## Written request:
All of the lines below are to be printed again exactly; images are excluded from the output.

====== Data excerpt ======

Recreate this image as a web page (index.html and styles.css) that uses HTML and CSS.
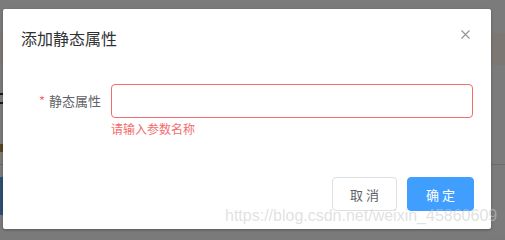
FILE: index.html
```html
<!DOCTYPE html>
<html lang="zh">
<head>
<meta charset="utf-8">
<title>添加静态属性</title>
<link rel="stylesheet" href="styles.css">
</head>
<body>
<div class="page">
  <div class="bg-dot"></div>
  <div class="bg-mark"></div>
  <div class="bg-mark2"></div>
  <div class="bg-band"></div>
  <div class="bg-line"></div>
  <div class="bg-blue"></div>
</div>
<div class="overlay">
  <div class="dialog">
    <div class="dialog-header">
      <span class="dialog-title">添加静态属性</span>
      <button class="dialog-close" aria-label="关闭">
        <svg width="9" height="9" viewBox="0 0 9 9"><path d="M0.5 0.5 L8.5 8.5 M8.5 0.5 L0.5 8.5" stroke="#909399" stroke-width="1.1" fill="none"/></svg>
      </button>
    </div>
    <div class="dialog-body">
      <div class="form-item">
        <label class="form-label"><span class="req">*</span>静态属性</label>
        <div class="form-content">
          <input class="form-input" type="text">
          <div class="form-error">请输入参数名称</div>
        </div>
      </div>
    </div>
    <div class="dialog-footer">
      <button class="btn btn-default">取 消</button>
      <button class="btn btn-primary">确 定</button>
    </div>
  </div>
  <div class="watermark">https://blog.csdn.net/weixin_45860609</div>
</div>
</body>
</html>
```

FILE: styles.css
```css
html, body {
  margin: 0;
  padding: 0;
  width: 505px;
  height: 235px;
  overflow: hidden;
  font-family: "Noto Sans CJK SC", "Liberation Sans", sans-serif;
  background: #f5f5f5;
}

.page {
  position: relative;
  width: 505px;
  height: 235px;
  background: #f6f6f6;
}

.bg-dot {
  position: absolute;
  left: -5px;
  top: 42px;
  width: 10px;
  height: 10px;
  border-radius: 50%;
  background: #e6a23c;
}

.bg-mark {
  position: absolute;
  left: 0;
  top: 93px;
  width: 3px;
  height: 11px;
  border-top: 2px solid #303133;
  border-bottom: 2px solid #303133;
  box-sizing: border-box;
}

.bg-mark2 {
  position: absolute;
  left: 0;
  top: 144px;
  width: 3px;
  height: 8px;
  background: #b08840;
}

.bg-band {
  position: absolute;
  left: 0;
  right: 0;
  top: 33px;
  height: 32px;
  background: #f8eee4;
}

.bg-line {
  position: absolute;
  left: 0;
  right: 0;
  top: 164px;
  height: 1px;
  background: #d8d8d8;
}

.bg-blue {
  position: absolute;
  left: 0;
  top: 177px;
  width: 20px;
  height: 38px;
  background: #5a9ee8;
}

.overlay {
  position: absolute;
  inset: 0;
  background: rgba(0, 0, 0, 0.5);
}

.dialog {
  position: relative;
  margin: 9px 0 0 3px;
  width: 488px;
  height: 220px;
  background: #fff;
  border-radius: 2px;
  box-shadow: 0 1px 3px rgba(0, 0, 0, 0.3);
  box-sizing: border-box;
  display: flex;
  flex-direction: column;
}

.dialog-header {
  padding: 17px 18px 8px;
  height: 24px;
  line-height: 24px;
}

.dialog-title {
  font-size: 16px;
  color: #303133;
}

.dialog-close {
  position: absolute;
  top: 21px;
  right: 21px;
  width: 9px;
  height: 9px;
  padding: 0;
  border: 0;
  background: none;
  display: flex;
}

.dialog-body {
  padding: 26px 18px 0 18px;
  flex: 1;
}

.form-item {
  display: flex;
  align-items: flex-start;
}

.form-label {
  width: 90px;
  box-sizing: border-box;
  padding-right: 10px;
  text-align: right;
  font-size: 13px;
  line-height: 34px;
  color: #606266;
}

.req {
  color: #f56c6c;
  margin-right: 4px;
}

.form-content {
  width: 362px;
}

.form-input {
  display: block;
  width: 362px;
  height: 34px;
  box-sizing: border-box;
  border: 1px solid #f56c6c;
  border-radius: 4px;
  outline: none;
  padding: 0 13px;
  font-size: 13px;
  background: #fff;
}

.form-error {
  padding-top: 4px;
  font-size: 12px;
  line-height: 14px;
  color: #f56c6c;
}

.dialog-footer {
  display: flex;
  justify-content: flex-end;
  gap: 10px;
  padding: 0 17px 18px;
}

.btn {
  height: 34px;
  width: 66px;
  box-sizing: border-box;
  border-radius: 4px;
  font-family: "Noto Sans CJK SC", sans-serif;
  font-size: 13px;
  padding: 0;
  white-space: pre;
}

.btn-default {
  width: 65px;
  background: #fff;
  border: 1px solid #dcdfe6;
  color: #606266;
}

.btn-primary {
  width: 67px;
  background: #409eff;
  border: 1px solid #409eff;
  color: #fff;
}

.watermark {
  position: absolute;
  left: 225px;
  top: 207px;
  font-family: "Liberation Sans", sans-serif;
  font-size: 16px;
  color: rgba(200, 200, 200, 0.55);
  white-space: nowrap;
}
```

======

## Final result:
Recreate this image as a web page (index.html and styles.css) that uses HTML and CSS.
FILE: index.html
```html
<!DOCTYPE html>
<html lang="zh">
<head>
<meta charset="utf-8">
<title>添加静态属性</title>
<link rel="stylesheet" href="styles.css">
</head>
<body>
<div class="page">
  <div class="bg-dot"></div>
  <div class="bg-mark"></div>
  <div class="bg-mark2"></div>
  <div class="bg-band"></div>
  <div class="bg-line"></div>
  <div class="bg-blue"></div>
</div>
<div class="overlay">
  <div class="dialog">
    <div class="dialog-header">
      <span class="dialog-title">添加静态属性</span>
      <button class="dialog-close" aria-label="关闭">
        <svg width="9" height="9" viewBox="0 0 9 9"><path d="M0.5 0.5 L8.5 8.5 M8.5 0.5 L0.5 8.5" stroke="#909399" stroke-width="1.1" fill="none"/></svg>
      </button>
    </div>
    <div class="dialog-body">
      <div class="form-item">
        <label class="form-label"><span class="req">*</span>静态属性</label>
        <div class="form-content">
          <input class="form-input" type="text">
          <div class="form-error">请输入参数名称</div>
        </div>
      </div>
    </div>
    <div class="dialog-footer">
      <button class="btn btn-default">取 消</button>
      <button class="btn btn-primary">确 定</button>
    </div>
  </div>
  <div class="watermark">https://blog.csdn.net/weixin_45860609</div>
</div>
</body>
</html>
```

FILE: styles.css
```css
html, body {
  margin: 0;
  padding: 0;
  width: 505px;
  height: 235px;
  overflow: hidden;
  font-family: "Noto Sans CJK SC", "Liberation Sans", sans-serif;
  background: #f5f5f5;
}

.page {
  position: relative;
  width: 505px;
  height: 235px;
  background: #f6f6f6;
}

.bg-dot {
  position: absolute;
  left: -5px;
  top: 42px;
  width: 10px;
  height: 10px;
  border-radius: 50%;
  background: #e6a23c;
}

.bg-mark {
  position: absolute;
  left: 0;
  top: 93px;
  width: 3px;
  height: 11px;
  border-top: 2px solid #303133;
  border-bottom: 2px solid #303133;
  box-sizing: border-box;
}

.bg-mark2 {
  position: absolute;
  left: 0;
  top: 144px;
  width: 3px;
  height: 8px;
  background: #b08840;
}

.bg-band {
  position: absolute;
  left: 0;
  right: 0;
  top: 33px;
  height: 32px;
  background: #f8eee4;
}

.bg-line {
  position: absolute;
  left: 0;
  right: 0;
  top: 164px;
  height: 1px;
  background: #d8d8d8;
}

.bg-blue {
  position: absolute;
  left: 0;
  top: 177px;
  width: 20px;
  height: 38px;
  background: #5a9ee8;
}

.overlay {
  position: absolute;
  inset: 0;
  background: rgba(0, 0, 0, 0.5);
}

.dialog {
  position: relative;
  margin: 9px 0 0 3px;
  width: 488px;
  height: 220px;
  background: #fff;
  border-radius: 2px;
  box-shadow: 0 1px 3px rgba(0, 0, 0, 0.3);
  box-sizing: border-box;
  display: flex;
  flex-direction: column;
}

.dialog-header {
  padding: 17px 18px 8px;
  height: 24px;
  line-height: 24px;
}

.dialog-title {
  font-size: 16px;
  color: #303133;
}

.dialog-close {
  position: absolute;
  top: 21px;
  right: 21px;
  width: 9px;
  height: 9px;
  padding: 0;
  border: 0;
  background: none;
  display: flex;
}

.dialog-body {
  padding: 26px 18px 0 18px;
  flex: 1;
}

.form-item {
  display: flex;
  align-items: flex-start;
}

.form-label {
  width: 90px;
  box-sizing: border-box;
  padding-right: 10px;
  text-align: right;
  font-size: 13px;
  line-height: 34px;
  color: #606266;
}

.req {
  color: #f56c6c;
  margin-right: 4px;
}

.form-content {
  width: 362px;
}

.form-input {
  display: block;
  width: 362px;
  height: 34px;
  box-sizing: border-box;
  border: 1px solid #f56c6c;
  border-radius: 4px;
  outline: none;
  padding: 0 13px;
  font-size: 13px;
  background: #fff;
}

.form-error {
  padding-top: 4px;
  font-size: 12px;
  line-height: 14px;
  color: #f56c6c;
}

.dialog-footer {
  display: flex;
  justify-content: flex-end;
  gap: 10px;
  padding: 0 17px 18px;
}

.btn {
  height: 34px;
  width: 66px;
  box-sizing: border-box;
  border-radius: 4px;
  font-family: "Noto Sans CJK SC", sans-serif;
  font-size: 13px;
  padding: 0;
  white-space: pre;
}

.btn-default {
  width: 65px;
  background: #fff;
  border: 1px solid #dcdfe6;
  color: #606266;
}

.btn-primary {
  width: 67px;
  background: #409eff;
  border: 1px solid #409eff;
  color: #fff;
}

.watermark {
  position: absolute;
  left: 225px;
  top: 207px;
  font-family: "Liberation Sans", sans-serif;
  font-size: 16px;
  color: rgba(200, 200, 200, 0.55);
  white-space: nowrap;
}
```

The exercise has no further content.